The IntermediateChunkNotification is then sent to the reducers (containing only values for this node) and is offered to the ReducerTask. On every offer, the ReducerTask checks if it is already running and if not, it submits itself to the configured ExecutorService (from the JobTracker configuration).
If reducer queue runs out of work, the ReducerTask is removed from the ExecutorService to not block threads but eventually will be resubmitted on next chunk of work.
On every phase, the partition state is changed to keep track of the currently running operations. A JobPartitionState can be in one of the following states with self-explanatory titles:
[WAITING, MAPPING, REDUCING, PROCESSED, CANCELLED]. If you have a deeper interest of these states, look at the Javadoc.
Eventually (or hopefully), all JobPartitionStates reach the state of PROCESSED. Then, the job emitter's JobSupervisor asks all nodes for their reduced results and executes a potentially offered Collator. With this Collator, the overall result is calculated before it removes itself from the JobTracker, doing some final cleanup and returning the result to the requester (using the internal TrackableJobFuture).
If a job is cancelled while execution, all partitions are immediately set to the CANCELLED state and a CancelJobSupervisorOperation is executed on all nodes to kill the running processes.

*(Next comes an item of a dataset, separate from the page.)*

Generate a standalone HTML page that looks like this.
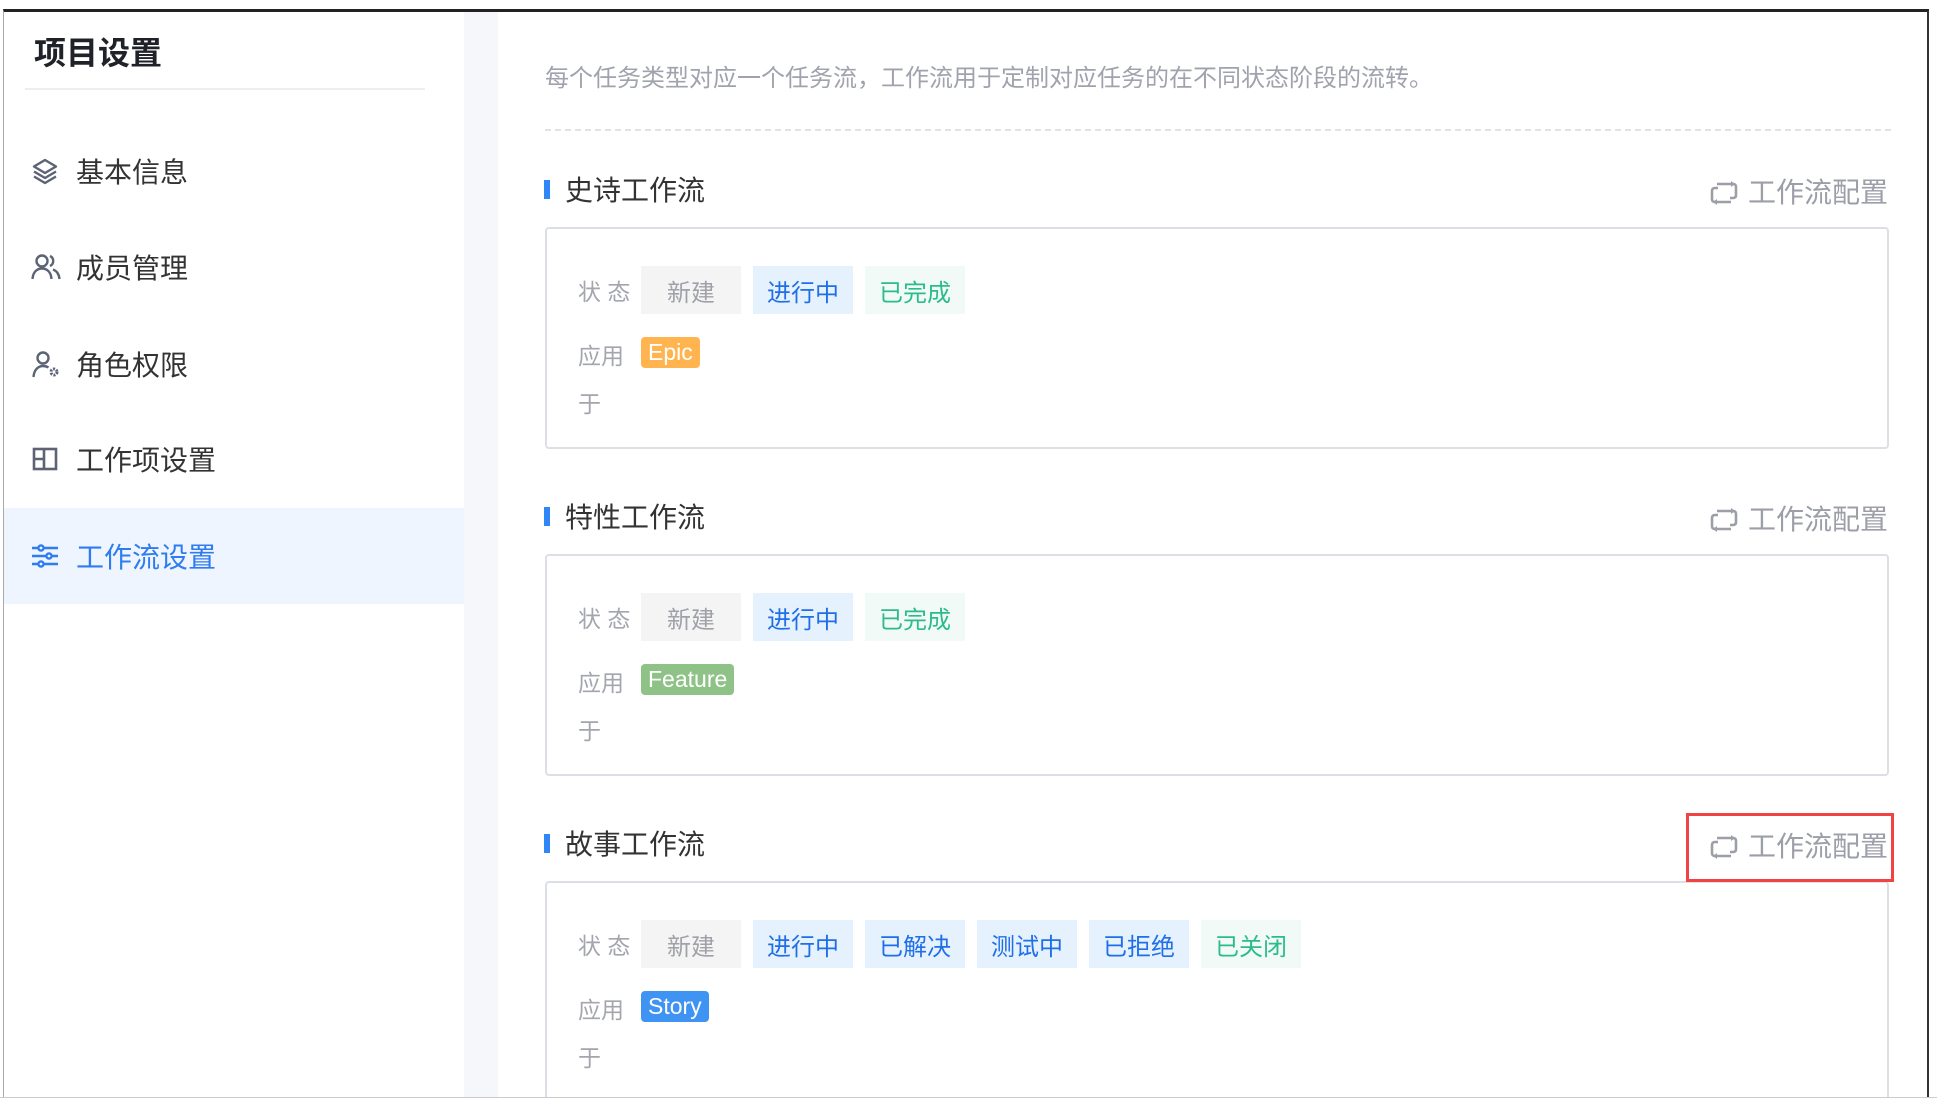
<!DOCTYPE html>
<html><head><meta charset="utf-8"><style>
*{margin:0;padding:0;box-sizing:border-box}
body{width:1937px;height:1105px;background:#fff;position:relative;overflow:hidden;font-family:"Liberation Sans","Noto Sans CJK SC",sans-serif}
.a{position:absolute}
.frame{left:3px;top:9px;width:1926px;height:1089px;border-top:3px solid #222;border-left:1px solid #aaa;border-right:2px solid #333;border-bottom:1px solid #ccc}
.side{left:4px;top:12px;width:460px;height:1085px;background:#fff}
.strip{left:464px;top:12px;width:34px;height:1085px;background:#f6f7fa}
.title{left:34px;top:37px;font-size:32px;font-weight:bold;color:#1f2329;line-height:32px}
.div{left:25px;top:88px;width:400px;height:2px;background:#eceef2}
.mi{left:4px;width:460px;height:96px;display:flex;align-items:center;font-size:28px;color:#333}
.mi svg{position:absolute;left:27px}
.mi span{position:absolute;left:72px}
.act{background:#eef5fe;color:#2e7cf0}
.desc{left:545px;top:65px;font-size:24px;color:#a0a3ad;line-height:28px}
.dash{left:545px;top:129px;width:1346px;border-top:2px dashed #e0e2e8}
.sec{left:544px;height:19px;width:6px;background:#2f86f6}
.st{left:565px;font-size:28px;color:#333;line-height:30px}
.cfg{left:1710px;font-size:28px;color:#9c9ea8;line-height:30px;display:flex;align-items:center}
.cfg svg{margin-right:10px}
.box{left:545px;width:1344px;border:2px solid #dcdfe6;border-radius:4px;background:#fff}
.lbl{position:absolute;left:31px;font-size:23px;color:#a4a6ae;line-height:26px}
.tag{position:absolute;top:37px;width:100px;height:48px;font-size:24px;display:flex;align-items:center;justify-content:center}
.g{background:#f4f4f5;color:#a0a2a8}
.b{background:#e6f1fe;color:#1f6fe6}
.gr{background:#f1faf7;color:#2cbc8a}
.ap{position:absolute;top:108px;height:31px;border-radius:4px;color:#fff;font-size:23px;display:flex;align-items:center;padding:0 7px}
.red{left:1686px;top:813px;width:208px;height:69px;border:3px solid #f04444}
</style></head><body>
<div class="a frame"></div>
<div class="a side"></div>
<div class="a strip"></div>
<div class="a title">项目设置</div>
<div class="a div"></div>

<div class="a mi" style="top:123px"><svg width="28" height="28" viewBox="0 0 28 28" fill="none" stroke="#5b6375" stroke-width="2.4" stroke-linejoin="round"><path d="M14 3 L25 9.5 L14 16 L3 9.5Z"/><path d="M3 14.5 L14 21 L25 14.5"/><path d="M3 19.5 L14 26 L25 19.5"/></svg><span>基本信息</span></div>
<div class="a mi" style="top:219px"><svg width="30" height="28" viewBox="0 0 30 28" fill="none" stroke="#5b6375" stroke-width="2.4"><circle cx="11" cy="8" r="5.5"/><path d="M1.5 26 C2 18 7 15.5 11 15.5 C15 15.5 20 18 20.5 26"/><path d="M19 3 A5.5 5.5 0 0 1 19 13"/><path d="M22 16.5 C26 18 28 21 28.5 26"/></svg><span>成员管理</span></div>
<div class="a mi" style="top:316px"><svg width="30" height="28" viewBox="0 0 30 28" fill="none" stroke="#5b6375" stroke-width="2.4"><circle cx="12" cy="8" r="5.5"/><path d="M2.5 27 C3 19 8 16 12 16 C14 16 16 16.5 17.5 17.5"/><circle cx="23" cy="22" r="3" stroke-width="3" stroke-dasharray="2 1.2"/></svg><span>角色权限</span></div>
<div class="a mi" style="top:411px"><svg width="28" height="28" viewBox="0 0 28 28" fill="none" stroke="#5b6375" stroke-width="2.6"><rect x="3" y="4" width="22" height="20"/><path d="M13 4 V24 M3 14 H13"/></svg><span>工作项设置</span></div>
<div class="a mi act" style="top:508px"><svg width="28" height="28" viewBox="0 0 28 28" fill="none" stroke="#2e7cf0" stroke-width="2.4"><path d="M1 6 H27 M1 14 H27 M1 22 H27"/><circle cx="10" cy="6" r="2.6" fill="#eef5fe"/><circle cx="18" cy="14" r="2.6" fill="#eef5fe"/><circle cx="10" cy="22" r="2.6" fill="#eef5fe"/></svg><span>工作流设置</span></div>

<div class="a desc">每个任务类型对应一个任务流，工作流用于定制对应任务的在不同状态阶段的流转。</div>
<div class="a dash"></div>

<div class="a sec" style="top:180px"></div>
<div class="a st" style="top:176px">史诗工作流</div>
<div class="a cfg" style="top:178px"><svg width="28" height="26" viewBox="0 0 28 26" fill="none" stroke="#9c9ea8" stroke-width="2.6"><path d="M7 4 H23 Q26 4 26 7 V15 Q26 18 23 18 H20"/><path d="M21 1 L25 4 L21 7" stroke-width="0" fill="#9c9ea8"/><path d="M21 22 H5 Q2 22 2 19 V11 Q2 8 5 8 H8"/><path d="M7 19 L3 22 L7 25Z" stroke-width="0" fill="#9c9ea8"/></svg>工作流配置</div>
<div class="a box" style="top:227px;height:222px">
<div class="lbl" style="top:50px">状 态</div>
<div class="tag g" style="left:94px">新建</div><div class="tag b" style="left:206px">进行中</div><div class="tag gr" style="left:318px">已完成</div>
<div class="lbl" style="top:114px">应用</div>
<div class="ap" style="left:94px;background:#ffb44f">Epic</div>
<div class="lbl" style="top:162px">于</div>
</div>

<div class="a sec" style="top:507px"></div>
<div class="a st" style="top:503px">特性工作流</div>
<div class="a cfg" style="top:505px"><svg width="28" height="26" viewBox="0 0 28 26" fill="none" stroke="#9c9ea8" stroke-width="2.6"><path d="M7 4 H23 Q26 4 26 7 V15 Q26 18 23 18 H20"/><path d="M21 1 L25 4 L21 7" stroke-width="0" fill="#9c9ea8"/><path d="M21 22 H5 Q2 22 2 19 V11 Q2 8 5 8 H8"/><path d="M7 19 L3 22 L7 25Z" stroke-width="0" fill="#9c9ea8"/></svg>工作流配置</div>
<div class="a box" style="top:554px;height:222px">
<div class="lbl" style="top:50px">状 态</div>
<div class="tag g" style="left:94px">新建</div><div class="tag b" style="left:206px">进行中</div><div class="tag gr" style="left:318px">已完成</div>
<div class="lbl" style="top:114px">应用</div>
<div class="ap" style="left:94px;background:#8fc287">Feature</div>
<div class="lbl" style="top:162px">于</div>
</div>

<div class="a sec" style="top:834px"></div>
<div class="a st" style="top:830px">故事工作流</div>
<div class="a cfg" style="top:832px"><svg width="28" height="26" viewBox="0 0 28 26" fill="none" stroke="#9c9ea8" stroke-width="2.6"><path d="M7 4 H23 Q26 4 26 7 V15 Q26 18 23 18 H20"/><path d="M21 1 L25 4 L21 7" stroke-width="0" fill="#9c9ea8"/><path d="M21 22 H5 Q2 22 2 19 V11 Q2 8 5 8 H8"/><path d="M7 19 L3 22 L7 25Z" stroke-width="0" fill="#9c9ea8"/></svg>工作流配置</div>
<div class="a box" style="top:881px;height:216px;border-bottom:none;border-radius:4px 4px 0 0">
<div class="lbl" style="top:50px">状 态</div>
<div class="tag g" style="left:94px">新建</div><div class="tag b" style="left:206px">进行中</div><div class="tag b" style="left:318px">已解决</div><div class="tag b" style="left:430px">测试中</div><div class="tag b" style="left:542px">已拒绝</div><div class="tag gr" style="left:654px">已关闭</div>
<div class="lbl" style="top:114px">应用</div>
<div class="ap" style="left:94px;background:#3f93f2">Story</div>
<div class="lbl" style="top:162px">于</div>
</div>
<div class="a red"></div>
<div class="a" style="left:0;top:1097px;width:1937px;height:8px;background:#fff;border-top:1px solid #ccc"></div>
</body></html>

While the operation is running in addition to the default operations, some more operations like ProcessStatsUpdateOperation (updates processed records statistics) or NotifyRemoteExceptionOperation (notifies the nodes that the sending node encountered an unrecoverable situation and the Job needs to be cancelled - e.g. NullPointerException inside of a Mapper) are executed against the job owner to keep track of the process.